Former number-one world professional tennis player Monica Seles
shares her personal journey, battling depression and coming into her own after a career on the court. This excerpt from "Getting A Grip: On My Body, My Mind, My Self" was provided by the publisher to ABC News. Her book will be released on April 21.
For twenty-eight years, I was known as a tennis player. It had been a long time since I played a professional match, but the thought of giving up the security of that label had terrified me. Tennis player. A short, easy description that everyone is familiar with. It's who I was to the outside world and it's what I'd been calling myself for as long as I could remember. But it was time to move forward. I was ready to leave the past behind.
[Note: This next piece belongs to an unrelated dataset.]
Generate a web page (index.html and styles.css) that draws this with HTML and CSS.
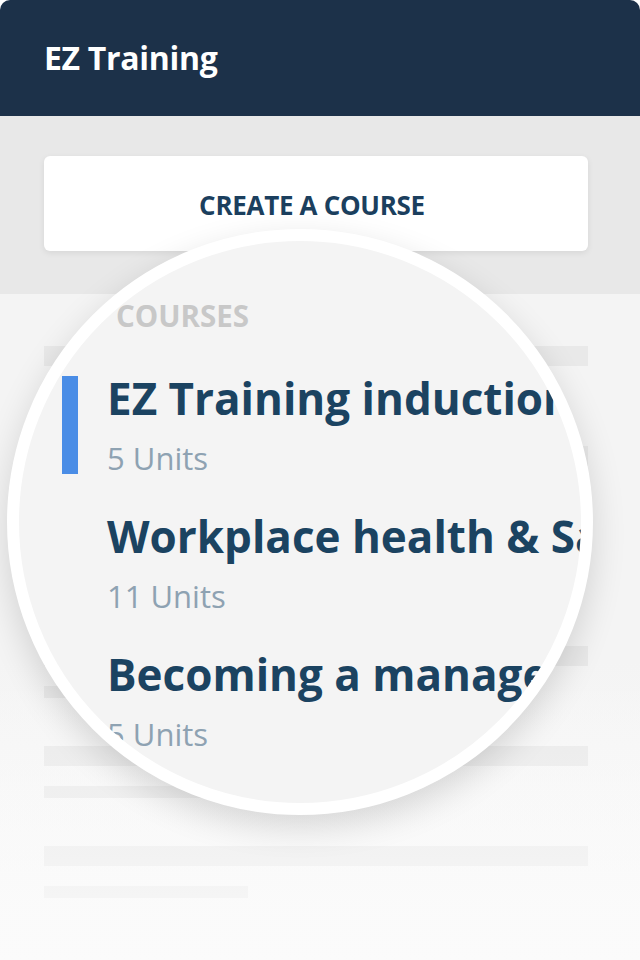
FILE: index.html
```html
<!DOCTYPE html>
<html lang="en">
<head>
<meta charset="utf-8">
<title>EZ Training</title>
<link rel="stylesheet" href="styles.css">
</head>
<body>
<div class="app">
  <header class="topbar">
    <h1 class="brand">EZ Training</h1>
  </header>

  <section class="actions">
    <button class="create-btn" type="button">CREATE A COURSE</button>
  </section>

  <section class="list">
    <div class="sk-item"><div class="sk-title"></div><div class="sk-sub"></div></div>
    <div class="sk-item"><div class="sk-title"></div><div class="sk-sub"></div></div>
    <div class="sk-item"><div class="sk-title"></div><div class="sk-sub"></div></div>
    <div class="sk-item"><div class="sk-title"></div><div class="sk-sub"></div></div>
    <div class="sk-item"><div class="sk-title"></div><div class="sk-sub"></div></div>
    <div class="sk-item"><div class="sk-title"></div><div class="sk-sub"></div></div>
  </section>

  <div class="lens">
    <div class="lens-inner">
      <div class="lens-label">COURSES</div>
      <div class="course is-active">
        <span class="course-marker"></span>
        <div class="course-text">
          <div class="course-title">EZ Training induction</div>
          <div class="course-units">5 Units</div>
        </div>
      </div>
      <div class="course">
        <span class="course-marker"></span>
        <div class="course-text">
          <div class="course-title">Workplace health &amp; Safety</div>
          <div class="course-units">11 Units</div>
        </div>
      </div>
      <div class="course">
        <span class="course-marker"></span>
        <div class="course-text">
          <div class="course-title">Becoming a manager</div>
          <div class="course-units">5 Units</div>
        </div>
      </div>
    </div>
  </div>
</div>
</body>
</html>
```

FILE: styles.css
```css
* { box-sizing: border-box; }

html, body {
  margin: 0;
  padding: 0;
  background: #ffffff;
}

body {
  font-family: "Open Sans", "Noto Sans", sans-serif;
}

.app {
  position: relative;
  width: 640px;
  height: 960px;
  overflow: hidden;
  display: flex;
  flex-direction: column;
}

.topbar {
  height: 116px;
  background: #1c3149;
  border-radius: 10px 10px 0 0;
  display: flex;
  align-items: center;
  padding: 0 44px;
  flex: none;
}

.brand {
  margin: 0;
  color: #ffffff;
  font-size: 32px;
  font-weight: 700;
  letter-spacing: -0.3px;
  line-height: 40px;
}

.actions {
  background: #e8e8e8;
  padding: 40px 52px 43px 44px;
  flex: none;
}

.create-btn {
  display: block;
  width: 100%;
  height: 95px;
  border: 0;
  border-radius: 6px;
  background: #ffffff;
  box-shadow: 0 2px 6px rgba(0, 0, 0, 0.08);
  font-family: "Open Sans", "Noto Sans", sans-serif;
  font-size: 26px;
  font-weight: 700;
  color: #1b3f5e;
  letter-spacing: -0.3px;
  padding: 3px 8px 0 0;
}

.list {
  position: relative;
  flex: 1;
  background: linear-gradient(#f4f4f4 0%, #f4f4f4 55%, #fbfbfb 100%);
  padding: 52px 52px 0 44px;
}

.list::after {
  content: "";
  position: absolute;
  left: 0;
  right: 0;
  top: 380px;
  bottom: 0;
  background: linear-gradient(rgba(251, 251, 251, 0), rgba(251, 251, 251, 0.85));
}

.sk-item {
  display: flex;
  flex-direction: column;
  gap: 20px;
  margin-bottom: 48px;
}

.sk-title {
  height: 20px;
  background: #e9e9e9;
}

.sk-sub {
  height: 12px;
  width: 204px;
  background: #e9e9e9;
}

.lens {
  position: absolute;
  left: 7px;
  top: 229px;
  width: 586px;
  height: 586px;
  border-radius: 50%;
  border: 12px solid #ffffff;
  background: #f4f4f4;
  box-shadow: 0 12px 34px rgba(0, 0, 0, 0.14);
  overflow: hidden;
}

.lens-inner {
  padding: 56px 0 0 43px;
  white-space: nowrap;
}

.lens-label {
  padding-left: 54px;
  font-size: 29.5px;
  font-weight: 700;
  line-height: 38px;
  color: #c8c8c8;
  margin-bottom: 37px;
}

.course {
  display: flex;
  gap: 29px;
  margin-bottom: 32px;
}

.course-marker {
  flex: none;
  width: 16px;
  margin: 4px 0;
}

.course.is-active .course-marker {
  background: #4a8de6;
}

.course-title {
  font-size: 44px;
  font-weight: 700;
  line-height: 52px;
  color: #1b4361;
  margin-bottom: 14px;
}

.course-units {
  font-size: 31px;
  font-weight: 400;
  line-height: 40px;
  color: #8ea2b2;
}
```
On February 14, 2008, I announced my official retirement from tennis. I'd been playing in exhibitions here and there, but I was tired of waking up every morning wondering if today was the day my foot was going to self-destruct again. When it felt good, I could play the way I had when I was at the top of my game, but when it felt bad, I couldn't walk on it. I spent years debating back and forth in my head whether I had it in me to make another run for the top. I didn't want to do it anymore. I was tired of the debate. I waited so long to make it official because I wanted to be absolutely sure it was the right decision. I wanted it to be on my timetable and I wanted to claim complete ownership over the choice to close that chapter of my life. All the what-ifs about whether I could regain my former glory and win another Grand Slam began to fade away. My life was filling up with things other than tennis; I was feeling more content than ever before and the fear had left me. It took a long time to get to this point, but I knew that I didn't need tennis to define who I was anymore.